### PROBLEM STATEMENT
Exclude images, then output the remaining data verbatim.

### DATA
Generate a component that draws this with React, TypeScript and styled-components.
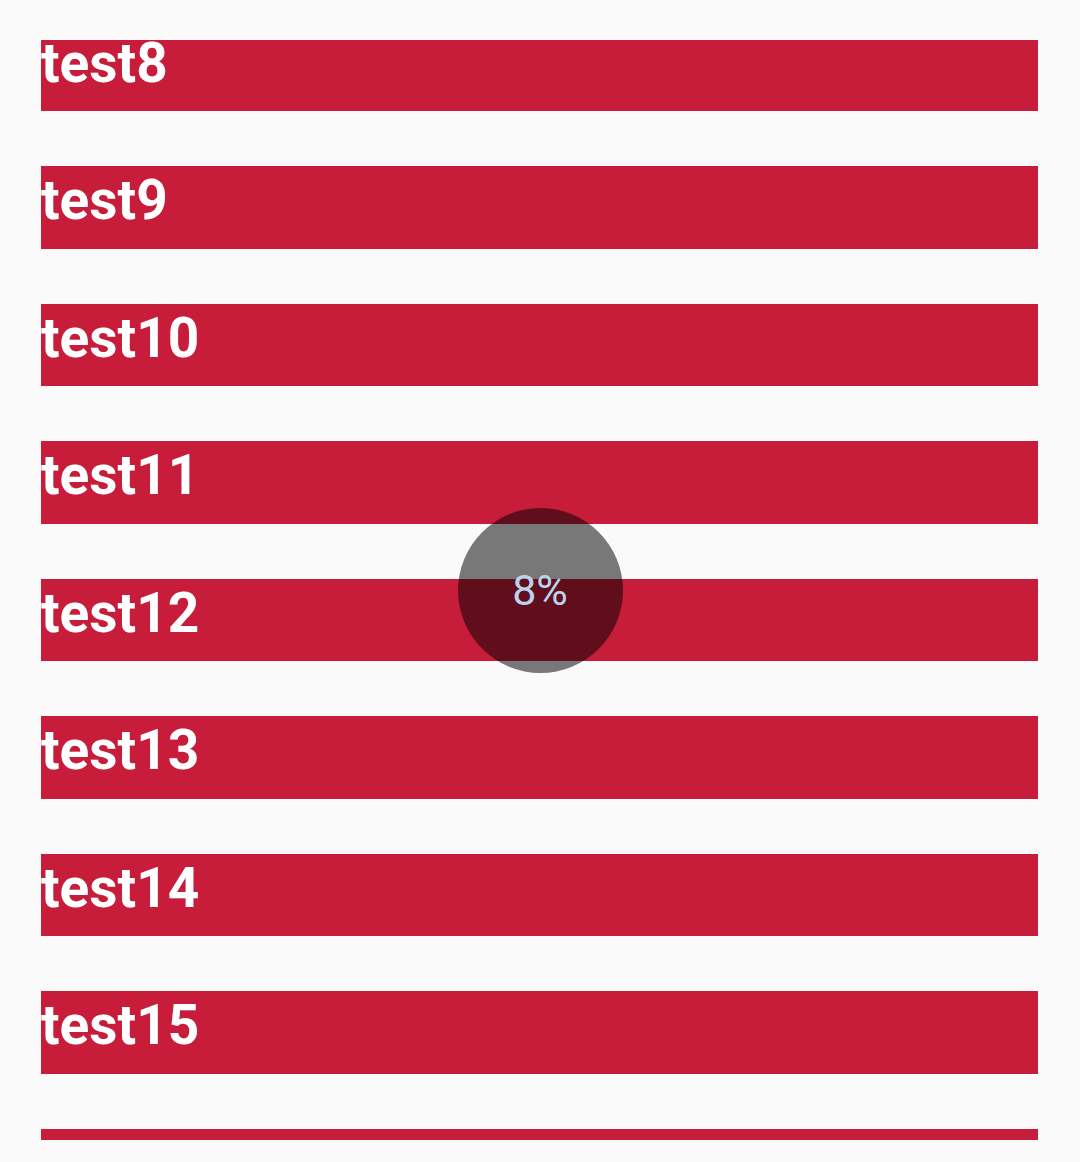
import React, { useLayoutEffect, useRef } from "react";
import styled, { createGlobalStyle } from "styled-components";

const Global = createGlobalStyle`
  html, body { margin: 0; padding: 0; background: #fafafa; }
  body { font-family: Roboto, "Noto Sans", sans-serif; }
`;

const Page = styled.div`
  position: relative;
  width: 1080px;
  height: 1162px;
  box-sizing: border-box;
  padding: 40px 42px 22px 41px;
  background: #fafafa;
  overflow: hidden;
`;

const Scroller = styled.div`
  height: 1100px;
  overflow: hidden;
`;

const List = styled.div`
  display: flex;
  flex-direction: column;
  gap: 55px;
`;

const Row = styled.div`
  flex: 0 0 82.5px;
  height: 82.5px;
  box-sizing: border-box;
  padding-top: 2px;
  background: #c81c3b;
  color: #ffffff;
  font-family: Roboto, sans-serif;
  font-weight: 700;
  font-size: 55px;
  line-height: normal;
  overflow: hidden;
`;

const Progress = styled.div`
  position: absolute;
  left: 457.5px;
  top: 507.5px;
  width: 165px;
  height: 165px;
  border-radius: 50%;
  background: rgba(0, 0, 0, 0.52);
  display: flex;
  align-items: center;
  justify-content: center;
  color: #bad4ee;
  font-family: Roboto, sans-serif;
  font-size: 43px;
  font-weight: 400;
`;

const items = Array.from({ length: 20 }, (_, i) => `test${i + 1}`);

export default function App() {
  const ref = useRef<HTMLDivElement>(null);
  useLayoutEffect(() => {
    if (ref.current) ref.current.scrollTop = 974;
  }, []);
  return (
    <>
      <Global />
      <Page>
        <Scroller ref={ref}>
          <List>
            {items.map((t) => (
              <Row key={t}>{t}</Row>
            ))}
          </List>
        </Scroller>
        <Progress>8%</Progress>
      </Page>
    </>
  );
}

### WRITTEN REPLY
Generate a component that draws this with React, TypeScript and styled-components.
import React, { useLayoutEffect, useRef } from "react";
import styled, { createGlobalStyle } from "styled-components";

const Global = createGlobalStyle`
  html, body { margin: 0; padding: 0; background: #fafafa; }
  body { font-family: Roboto, "Noto Sans", sans-serif; }
`;

const Page = styled.div`
  position: relative;
  width: 1080px;
  height: 1162px;
  box-sizing: border-box;
  padding: 40px 42px 22px 41px;
  background: #fafafa;
  overflow: hidden;
`;

const Scroller = styled.div`
  height: 1100px;
  overflow: hidden;
`;

const List = styled.div`
  display: flex;
  flex-direction: column;
  gap: 55px;
`;

const Row = styled.div`
  flex: 0 0 82.5px;
  height: 82.5px;
  box-sizing: border-box;
  padding-top: 2px;
  background: #c81c3b;
  color: #ffffff;
  font-family: Roboto, sans-serif;
  font-weight: 700;
  font-size: 55px;
  line-height: normal;
  overflow: hidden;
`;

const Progress = styled.div`
  position: absolute;
  left: 457.5px;
  top: 507.5px;
  width: 165px;
  height: 165px;
  border-radius: 50%;
  background: rgba(0, 0, 0, 0.52);
  display: flex;
  align-items: center;
  justify-content: center;
  color: #bad4ee;
  font-family: Roboto, sans-serif;
  font-size: 43px;
  font-weight: 400;
`;

const items = Array.from({ length: 20 }, (_, i) => `test${i + 1}`);

export default function App() {
  const ref = useRef<HTMLDivElement>(null);
  useLayoutEffect(() => {
    if (ref.current) ref.current.scrollTop = 974;
  }, []);
  return (
    <>
      <Global />
      <Page>
        <Scroller ref={ref}>
          <List>
            {items.map((t) => (
              <Row key={t}>{t}</Row>
            ))}
          </List>
        </Scroller>
        <Progress>8%</Progress>
      </Page>
    </>
  );
}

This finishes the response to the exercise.